Bell Boeing Joint Project Office, California, Maryland, has been awarded a maximum $218,749,892 modification (P00006) exercising the first one-year option period of a one-year base contract (SPRPA1-20-F-CD01) with four one-year option periods for performance-based logistics and engineering support for the V-22 platform. This is a firm-fixed-price requirements contract. Locations of performance are Texas and Pennsylvania, with a Nov. 30, 2020, performance completion date. Using customers are Navy, Air Force, Marine Corps and Foreign Military Sales to Japan. Type of appropriation is fiscal 2020 through 2021 Air Force, U.S. Special Operations Command, Navy and FMS appropriated funds. The contracting activity is the Defense Logistics Agency Aviation, Philadelphia, Pennsylvania.
The Bell Boeing V-22 Osprey is an American multi-mission, tiltrotor military aircraft with both vertical takeoff and landing (VTOL), and short takeoff and landing (STOL) capabilities. It is designed to combine the functionality of a conventional helicopter with the long-range, high-speed cruise performance of a turboprop aircraft. A partnership between Bell Helicopter and Boeing Helicopters was awarded a development contract in 1983 for the V-22 tiltrotor aircraft. The Bell Boeing team jointly produce the aircraft. The V-22 first flew in 1989, and began flight testing and design alterations; the complexity and difficulties of being the first tiltrotor for military service led to many years of development.

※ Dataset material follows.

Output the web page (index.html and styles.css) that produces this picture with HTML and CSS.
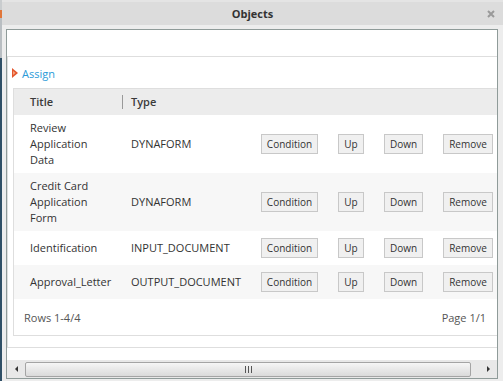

The United States Marine Corps began crew training for the MV-22B Osprey in 2000, and fielded it in 2007; it supplemented and then replaced their Boeing Vertol CH-46 Sea Knights. The U.S. Air Force fielded their version of the tiltrotor, CV-22B, in 2009. Since entering service with the U.S. Marine Corps and Air Force, the Osprey has been deployed in transportation and medevac operations over Iraq, Afghanistan, Libya, and Kuwait. The U.S. Navy is planning to use the CMV-22B for carrier onboard delivery (COD) duties beginning in 2021.